What about Magni Piety? Magni Piety, for those who don’t know, is a Magni version that is produced in limited amounts by Nitsch. A lot of people love the way it sounds, and say it sounds like a tube amp. A lot of people think it should have won our first Magni deep dev dive—from 2016, when we did 3 different Magni versions, one that became Magni 3, one that had a simple Continuity output stage (like Asgard 3), and one that had something I was calling “the programmable output stage,” or Continuum™, which used a whole boatload of parts to allow me to curve the output stage to simulate square-law, or tube-like, devices. We had a number of people listen to all 3, and the results were mixed. Mike liked the “programmable output stage” variant best, I liked the “simple Continuity” variant best, lots of others liked the “one that became Magni 3” best. Given the low power and complexity of the “programmable output stage” version, it was never really in the running. The simple Continuity version also lost due to lower power. And the one that became Magni 3 went through a lot of tweaks before it made it to production, because it had features—most notably an optional DAC card(!)—that never came to pass.

Why’d we end up with Magni 3 rather than the other two 2016 candidates? In retrospect, it’s simple: because it won the power, cost, and measurements metrics. Whenever we’re doing an inexpensive amp, we have to take all three into account—because we know an inexpensive amp will be used by a lot of people in a lot of different ways, and it will be scrutinized by a lot of reviewers in a lot of different ways. It needs to be the most universal amp we can produce. And the simple “3” variant was the one that won: it had the highest power output, lowest cost, and best measurements. And it still sounded very, very good—much better than the Magni 2 and Magni 2 Uber it replaced.

So where do we go from here?

Well, we go forward with a great new Magni+ that is the highest-performing discrete Magni, ever, and the most flexible Magni, ever.

And we go forward with Magni Heretic, when ultimate measured performance is desired. For all my blathering about how op-amp based amps are simple and easy, we put a looooot of work into this one, including the aforementioned unique no-overall-feedback topology, plus the overcurrent and DC protection, plus the ESD protection, etc, etc. Hell, for IEMs, it’s pretty much impossible to beat its noise performance, since the inherent noise of the gain stage is divided as well as source noise.

Aaaand we go forward knowing a whole lot more about what we can do with discrete designs, and with a whole new/old gain stage in our pocket.

Finally, we wait, and watch, and take data, and review how things go, and probably do a few more prototypes…to see if we can, someday, have a single, amazing, powerful, flexible, affordable, great-measuring discrete Magni.

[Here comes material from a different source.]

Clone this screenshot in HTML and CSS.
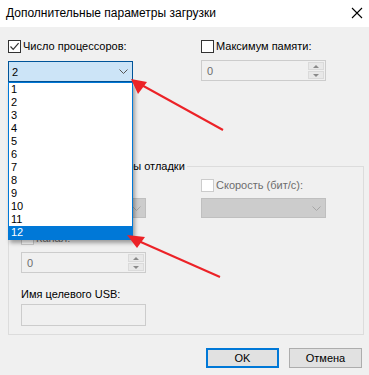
FILE: index.html
```html
<!DOCTYPE html>
<html lang="ru">

<head>
    <title>Дополнительные параметры загрузки</title>
    <link rel="stylesheet" href="styles.css">
</head>

<body>
    <div id="window">
        <div class="titlebar">
            <span class="title">Дополнительные параметры загрузки</span>
            <svg class="close" width="12" height="12" viewBox="0 0 12 12">
                <path d="M1 1 L11 11 M11 1 L1 11" stroke="#000" stroke-width="1.1" fill="none" />
            </svg>
        </div>

        <div class="content">
            <div class="row">
                <div class="col colLeft">
                    <label class="check">
                        <span class="box">
                            <svg width="11" height="11" viewBox="0 0 11 11">
                                <path d="M1.5 5.5 L4.2 8.3 L9.6 2.2" stroke="#333" stroke-width="1.2" fill="none" />
                            </svg>
                        </span>
                        Число процессоров:
                    </label>
                    <div class="combo comboActive">
                        <span>2</span>
                        <svg class="chevron" width="9" height="5" viewBox="0 0 9 5">
                            <path d="M0.5 0.5 L4.5 4.5 L8.5 0.5" stroke="#555" stroke-width="1" fill="none" />
                        </svg>
                    </div>
                </div>
                <div class="col colRight">
                    <label class="check">
                        <span class="box"></span>
                        Максимум памяти:
                    </label>
                    <div class="spin spinTop">
                        <span class="spinValue">0</span>
                        <span class="spinButtons">
                            <span class="spinBtn"><i class="tri up"></i></span>
                            <span class="spinBtn"><i class="tri down"></i></span>
                        </span>
                    </div>
                </div>
            </div>

            <fieldset class="group">
                <legend>Глобальные параметры отладки</legend>
                <div class="row">
                    <div class="col groupLeft">
                        <div class="check disabled">
                            <span class="box"></span>
                        </div>
                        <div class="combo comboDisabled">
                            <span></span>
                            <svg class="chevron" width="9" height="5" viewBox="0 0 9 5">
                                <path d="M0.5 0.5 L4.5 4.5 L8.5 0.5" stroke="#a6a6a6" stroke-width="1" fill="none" />
                            </svg>
                        </div>
                    </div>
                    <div class="col groupRight">
                        <label class="check disabled">
                            <span class="box"></span>
                            Скорость (бит/с):
                        </label>
                        <div class="combo comboDisabled">
                            <span></span>
                            <svg class="chevron" width="9" height="5" viewBox="0 0 9 5">
                                <path d="M0.5 0.5 L4.5 4.5 L8.5 0.5" stroke="#a6a6a6" stroke-width="1" fill="none" />
                            </svg>
                        </div>
                    </div>
                </div>
                <label class="check disabled channel">
                    <span class="box"></span>
                    Канал:
                </label>
                <div class="spin spinChannel">
                    <span class="spinValue">0</span>
                    <span class="spinButtons">
                        <span class="spinBtn"><i class="tri up"></i></span>
                        <span class="spinBtn"><i class="tri down"></i></span>
                    </span>
                </div>
                <div class="fieldLabel">Имя целевого USB:</div>
                <div class="textbox"></div>
            </fieldset>

            <div class="buttons">
                <button type="button" class="btn btnDefault">OK</button>
                <button type="button" class="btn">Отмена</button>
            </div>
        </div>

        <ul class="dropList">
            <li>1</li>
            <li>2</li>
            <li>3</li>
            <li>4</li>
            <li>5</li>
            <li>6</li>
            <li>7</li>
            <li>8</li>
            <li>9</li>
            <li>10</li>
            <li>11</li>
            <li class="selected">12</li>
        </ul>

        <svg class="arrows" width="369" height="375" viewBox="0 0 369 375">
            <line x1="223" y1="130" x2="138" y2="83" stroke="#ec2227" stroke-width="2" />
            <polygon points="131,79 147,82 138,94" fill="#ec2227" />
            <line x1="220" y1="277" x2="134" y2="239" stroke="#ec2227" stroke-width="2" />
            <polygon points="127,235 145,237 137,248" fill="#ec2227" />
        </svg>
    </div>
</body>

</html>
```

FILE: styles.css
```css
body {
    margin: 0;
    background-color: #f0f0f0;
    font-family: "Liberation Sans", Arial, sans-serif;
    font-size: 11px;
    color: #000;
}

#window {
    position: relative;
    width: 369px;
    height: 375px;
    overflow: hidden;
    background-color: #f0f0f0;
}

.titlebar {
    display: flex;
    align-items: center;
    justify-content: space-between;
    height: 27px;
    padding: 0 6px 2px 6px;
    background-color: #fff;
    box-sizing: border-box;
}

.title {
    font-size: 12px;
}

.close {
    margin-top: 1px;
}

.content {
    padding: 13px 0 0 8px;
}

.row {
    display: flex;
}

.col {
    display: flex;
    flex-direction: column;
}

.colLeft {
    width: 125px;
}

.colRight {
    width: 125px;
    margin-left: 68px;
}

.check {
    display: flex;
    align-items: center;
    height: 13px;
    line-height: 13px;
    white-space: nowrap;
}

.box {
    display: inline-flex;
    align-items: center;
    justify-content: center;
    width: 13px;
    height: 13px;
    margin-right: 2px;
    border: 1px solid #333;
    background-color: #fff;
    box-sizing: border-box;
}

.check.disabled {
    color: #6d6d6d;
}

.check.disabled .box {
    border-color: #cccccc;
}

.combo {
    display: flex;
    align-items: center;
    justify-content: space-between;
    box-sizing: border-box;
    padding: 0 4px 0 3px;
}

.comboActive {
    margin-top: 8px;
    height: 21px;
    background-color: #cce4f7;
    border: 1px solid #005499;
}

.comboDisabled {
    margin-top: 6px;
    height: 20px;
    background-color: #cccccc;
    border: 1px solid #bfbfbf;
}

.spin {
    display: flex;
    justify-content: space-between;
    align-items: center;
    width: 125px;
    height: 21px;
    box-sizing: border-box;
    border: 1px solid #cccccc;
    padding: 1px;
}

.spinTop {
    margin-top: 7px;
}

.spinValue {
    color: #6d6d6d;
    padding-left: 4px;
}

.spinButtons {
    display: flex;
    flex-direction: column;
    gap: 1px;
}

.spinBtn {
    display: flex;
    align-items: center;
    justify-content: center;
    width: 16px;
    height: 8px;
    background-color: #e8e8e8;
    border: 1px solid #dadada;
    box-sizing: border-box;
}

.tri {
    width: 0;
    height: 0;
    border-left: 3px solid transparent;
    border-right: 3px solid transparent;
}

.tri.up {
    border-bottom: 3px solid #8a8a8a;
}

.tri.down {
    border-top: 3px solid #8a8a8a;
}

.group {
    margin: 77px 0 0 0;
    width: 356px;
    box-sizing: border-box;
    padding: 6px 12px 8px 12px;
    border: 1px solid #dcdcdc;
}

.group legend {
    padding: 0 2px;
    margin-left: -4px;
    line-height: 14px;
}

.groupLeft {
    width: 125px;
}

.groupRight {
    width: 125px;
    margin-left: 55px;
}

.channel {
    margin-top: 14px;
}

.spinChannel {
    margin-top: 7px;
}

.fieldLabel {
    margin-top: 14px;
    line-height: 14px;
    height: 14px;
}

.textbox {
    margin-top: 3px;
    width: 125px;
    height: 22px;
    box-sizing: border-box;
    border: 1px solid #cccccc;
}

.buttons {
    display: flex;
    justify-content: flex-end;
    gap: 10px;
    margin-top: 13px;
    padding-right: 7px;
}

.btn {
    width: 73px;
    height: 20px;
    padding: 0;
    font-family: "Liberation Sans", Arial, sans-serif;
    font-size: 11px;
    color: #000;
    background-color: #e1e1e1;
    border: 1px solid #adadad;
}

.btnDefault {
    border: 2px solid #0078d7;
}

.dropList {
    position: absolute;
    left: 8px;
    top: 82px;
    width: 125px;
    margin: 0;
    padding: 0;
    list-style: none;
    box-sizing: border-box;
    background-color: #fff;
    border: 1px solid #0078d7;
    box-shadow: 2px 3px 4px rgba(0, 0, 0, 0.35);
}

.dropList li {
    height: 13px;
    line-height: 13px;
    padding-left: 2px;
}

.dropList li.selected {
    background-color: #0078d7;
    color: #fff;
}

.arrows {
    position: absolute;
    left: 0;
    top: 0;
    pointer-events: none;
}
```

Until then, I hope you enjoy yours, no matter which one you choose!
After using a Magni 3 for 2-3 years or more and giving it a mighty thrashing, as far as hours go, into a 600 ohm load, I now have the Magni 3+. I thoroughly enjoyed my Magni 3 ... but the Magni 3+ is quite an upgrade! Using the same 33 year old Sennheiser HD540 Reference - complete with Mogami #2893 cable and my preferred 'Wang' pleather pads - the improvement has been across the board and after some 20+ hours or so has just settled down into truly sounding like a big, clean amp made smaller. I'm extremely familiar with the quality of timbre and even sonic balance coming from the venerable Senns (I've owned them since new from 1989! Must be well over 1000 hours with these cans over the years.), especially since making the cables and using the pleather pads some years back. Magni 3+ is a joy, even with high gain switched on and volume control usually around 12-2:30 o'clock, the whole sound is purer, more detailed, has improved inner sight into instrument and vocal tone, macro and micro dynamics and has surprised me in the way that instruments and voices maintain their tone and image solidity as they reach higher and/or louder. Brilliant! A soprano's voice does not thin and go to edge as it projects in volume as the Magni 3 used to, violins maintain their tone, drum kits are weightier, faster in dynamic impact, yet there is more skin detail and focus at the same time. This amp is another keeper for years to come and fully deserves the 600mm pure silver Slinkylinks (with non-magnetic Bullet Plugs) connected to the very fine Modi Multibit, even though they cost me twice the price of the amp some 10 years ago. Both of the Schiit electronics sing with these cables. Lesser cables have a noticeable degradation from the complete lack of grain and distortion and sheer purity that I have experienced for years with this gear. Simply worth it! For me. Thank you Jason and Mike for yet another cracking bit of kit! I may not understand all of the technical details, but I do enjoy reading the about the process you have gone through to bring this gear to us. Awesome.
 
Last edited:
Nov 30, 2022 at 10:14 PM Post #104,420 of 155,125
I caved. Ordered the last (at least for now) Freya N. I feel so dejected and yet so elated. :D
 
Last edited:
Nov 30, 2022 at 10:37 PM Post #104,424 of 155,125
@Jason Stoddard Really enjoyed the latest chapter, thank you!

Do you think you have a chapter's worth of collateral damage to report on? As in drivers blown, fires started, wires melted, breakers tripped, that sort of thing.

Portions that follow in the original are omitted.